BOEK★★★☆☆
‘De kleuren van Anna’ is op een vanzelfsprekende, niet-pocherige manier een erudiet en inzichtelijk boek
Het boek waarmee Sander Kollaard de Libris Literatuur Prijs 2020 won, ‘Uit het leven van een hond’, was fijnzinnig en bedrieglijk. In het alledaagse gemodder van hoofdpersoon Henk van Doorn klonken de grote levensvragen door – liefde of geen liefde, ouder worden en de dood. In Kollaards vijfde boek zien we dezelfde combinatie van wijsheid en luchtigheid, kleine dagelijkse bezigheden en grote universele kwesties.
Net als zijn schepper woont de verteller in een Zweeds dorp.
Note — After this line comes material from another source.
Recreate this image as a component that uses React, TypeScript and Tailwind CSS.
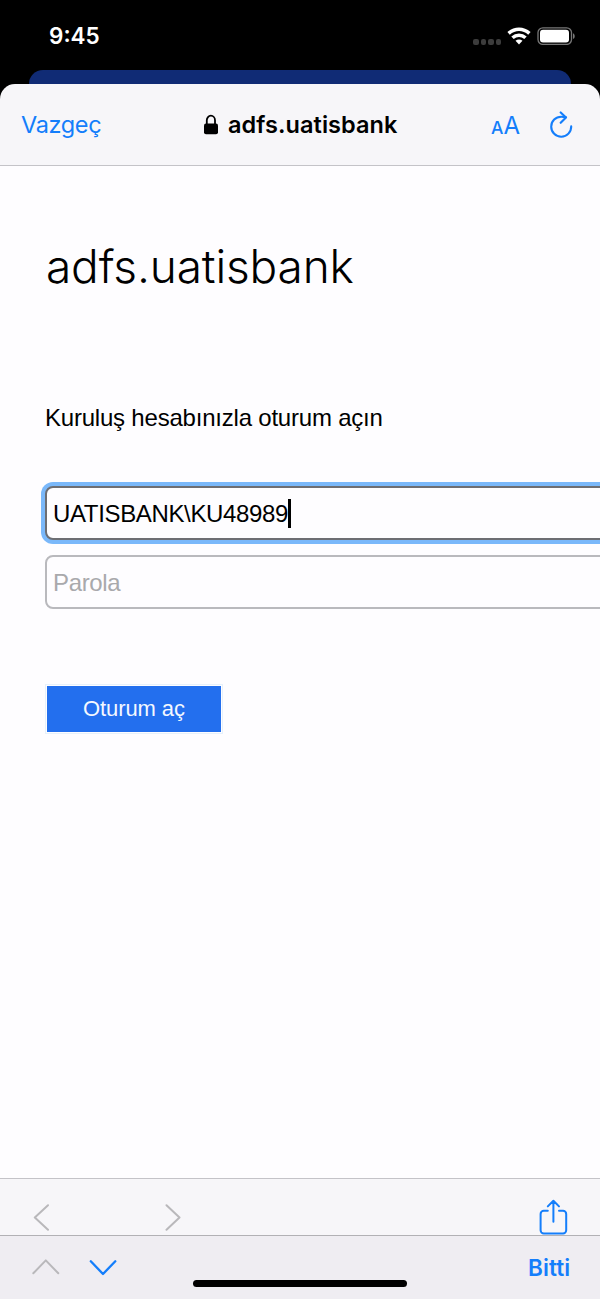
function StatusBar() {
  return (
    <div className="flex h-[70px] items-start text-white">
      <span className="mt-[22px] ml-[49px] w-[424px] font-['Inter',sans-serif] text-[22.5px] leading-7 font-semibold">9:45</span>
      <div className="mt-[39px] flex gap-[2px]">
        <span className="size-[5.5px] rounded-[2px] bg-[#3c3c3c]" />
        <span className="size-[5.5px] rounded-[2px] bg-[#3c3c3c]" />
        <span className="size-[5.5px] rounded-[2px] bg-[#3c3c3c]" />
        <span className="size-[5.5px] rounded-[2px] bg-[#3c3c3c]" />
      </div>
      <svg className="mt-[27px] ml-[6px] shrink-0" width="24" height="18" viewBox="0 0 24 18" fill="none" stroke="white" strokeWidth="3.6">
        <path d="M1.6 6.4C7.8.9 16.2.9 22.4 6.4" />
        <path d="M5.5 10.8c3.8-3.5 9.2-3.5 13 0" />
        <path d="M12 17.4l-3.5-3.6c2-1.7 5-1.7 7 0z" fill="white" stroke="none" />
      </svg>
      <svg className="mt-[27px] ml-[6px] shrink-0" width="39" height="18" viewBox="0 0 39 18" fill="none">
        <rect x="1" y=".8" width="33.5" height="16.6" rx="4.8" stroke="#777" strokeWidth="1.3" />
        <rect x="3" y="2.8" width="29" height="12.6" rx="3" fill="white" />
        <path d="M36 6.2c2.3 1.2 2.3 4.7 0 5.9z" fill="#777" />
      </svg>
    </div>
  );
}

function BrowserHeader() {
  return (
    <header className="flex h-[82px] items-start rounded-t-[15px] border-b border-[#c4c3c8] bg-[#f7f6f9] font-['Inter',sans-serif]">
      <button className="mt-[27px] ml-[21px] w-[182px] text-left text-[23.5px] leading-7 tracking-[-0.35px] text-[#147efb]">Vazgeç</button>
      <svg className="mt-[30px] shrink-0" width="16" height="22" viewBox="0 0 16 22">
        <rect x="1" y="9.5" width="14" height="10.7" rx="2" fill="black" />
        <path d="M3.8 10V6.3a4.1 4.6 0 018.2 0V10" fill="none" stroke="black" strokeWidth="1.8" />
      </svg>
      <span className="mt-[27px] ml-[9px] w-[263px] text-[23.5px] leading-7 font-semibold tracking-[0.06px] text-black">adfs.uatisbank</span>
      <button className="mt-[28px] flex w-[58px] items-baseline text-[#147efb]">
        <span className="text-[17.5px] leading-7 font-medium">A</span>
        <span className="text-[24px] leading-7 tracking-[-0.5px]">A</span>
      </button>
      <svg className="mt-[27px] shrink-0" width="26" height="28" viewBox="0 0 26 28" fill="none" stroke="#147efb" strokeWidth="2.1" strokeLinecap="round" strokeLinejoin="round">
        <path d="M22.2 15.4A10 10 0 1112.3 5.7c1.6 0 3 .2 4.6.6" />
        <path d="M11.7 1.4l5.3 5-5.3 5.4" />
      </svg>
    </header>
  );
}

function SignIn() {
  return (
    <main className="flex h-[1012px] flex-col overflow-hidden bg-[#fefdff] pl-[45px] font-['Liberation_Sans',sans-serif] text-black">
      <h1 className="mt-[70px] h-[60px] pl-px font-['Inter',sans-serif] text-[46px] leading-[60px] font-light tracking-[-0.15px] whitespace-nowrap">adfs.uatisbank</h1>
      <p className="mt-[108px] h-[28px] text-[24px] leading-7 tracking-[-0.21px] whitespace-nowrap">Kuruluş hesabınızla oturum açın</p>
      <div className="mt-[54px] flex h-[54px] w-[620px] shrink-0 items-center rounded-[8px] border-2 border-[#6d6e73] bg-[#fefdff] pt-[2px] pl-[6px] ring-4 ring-[#7ab8fa]">
        <span className="text-[24px] leading-7 tracking-[-0.35px] whitespace-nowrap">UATISBANK\KU48989</span>
        <span className="mb-[2px] h-[29px] w-[2.5px] bg-black" />
      </div>
      <div className="mt-[15px] flex h-[54px] w-[620px] shrink-0 items-center rounded-[8px] border-2 border-[#b9b9bd] pt-[2px] pl-[6px]">
        <span className="text-[24px] leading-7 tracking-[-0.35px] text-[#a9a9ac]">Parola</span>
      </div>
      <button className="mt-[75px] flex h-[50px] w-[178px] shrink-0 border border-[#e6f1fb] p-px">
        <span className="flex h-[46px] w-[174px] items-center justify-center bg-[#236fee] text-[22px] leading-7 tracking-[-0.1px] text-[#f4f8ff]">Oturum aç</span>
      </button>
    </main>
  );
}

function BottomBars() {
  return (
    <footer>
      <div className="flex h-[57px] items-start border-t border-[#c4c3c8] bg-[#f7f6f9]">
        <svg className="mt-[25px] ml-[33px] shrink-0" width="18" height="28" viewBox="0 0 18 28" fill="none" stroke="#b9b8bb" strokeWidth="2" strokeLinecap="round" strokeLinejoin="round"><path d="M15 1.3L1.8 13.5 15 25.7" /></svg>
        <svg className="mt-[25px] ml-[113px] shrink-0" width="18" height="28" viewBox="0 0 18 28" fill="none" stroke="#b9b8bb" strokeWidth="2" strokeLinecap="round" strokeLinejoin="round"><path d="M2.5 1.3L15.5 13.5 2.5 25.7" /></svg>
        <svg className="mt-[20px] ml-[356px] shrink-0" width="30" height="36" viewBox="0 0 30 36" fill="none" stroke="#147efb" strokeWidth="2" strokeLinecap="round" strokeLinejoin="round">
          <path d="M9.8 11.8H5.8a3.2 3.2 0 00-3.2 3.2v16.3a3.2 3.2 0 003.2 3.2h19.2a3.2 3.2 0 003.2-3.2V15a3.2 3.2 0 00-3.2-3.2h-4M15.4 22.7V2M9.8 7.4L15.4 1.7l5.6 5.7" />
        </svg>
      </div>
      <div className="flex h-[64px] items-start border-t border-[#b2b1b5] bg-[#efedf2]">
        <svg className="mt-[23px] ml-[32px] shrink-0" width="28" height="17" viewBox="0 0 28 17" fill="none" stroke="#b9b8bb" strokeWidth="2" strokeLinecap="round" strokeLinejoin="round"><path d="M1.3 14.3L13.8 1.4l12.5 12.9" /></svg>
        <svg className="mt-[23px] ml-[29px] shrink-0" width="28" height="17" viewBox="0 0 28 17" fill="none" stroke="#147efb" strokeWidth="2.3" strokeLinecap="round" strokeLinejoin="round"><path d="M1.8 2.3L14 15 26.3 2.3" /></svg>
        <span className="mt-[44px] ml-[76px] h-[7px] w-[214px] rounded-full bg-black" />
        <button className="mt-[18px] ml-[121px] font-['Inter',sans-serif] text-[22.5px] leading-7 font-semibold tracking-[0.1px] text-[#147efb]">Bitti</button>
      </div>
    </footer>
  );
}

export default function App() {
  return (
    <div className="h-[1299px] w-[600px] overflow-hidden bg-black">
      <StatusBar />
      <div className="mx-[29px] h-[14px] rounded-t-[14px] bg-[#102b75]" />
      <BrowserHeader />
      <SignIn />
      <BottomBars />
    </div>
  );
}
Hij heeft een hond. Hij schrijft. Verder komen we weinig over hem te weten. Hij is een wit doek, een lege pagina: op een witte achtergrond kun je nu eenmaal het best kleur laten zien. Geïnspireerd door vriendin en mededorpelinge Anna besluit de verteller zijn liefde voor kleur in taal te vatten.
De roman, eerder een reeks losjes geordende essayistische mijmeringen, is opgedeeld in vier kleuren. De observaties over kleur waaieren uit tot tastende gesprekken en ideeën over woede en verbeelding, reizen en drijfveren, onze mooiste en meest ontsierende eigenschappen, de kern en de noodzaak van verbinding. ‘De kleuren van Anna’ is op een vanzelfsprekende, niet-pocherige manier een erudiet en inzichtelijk boek, maar het mist de suspense en de dwingende kracht van ‘Uit het leven van een hond’.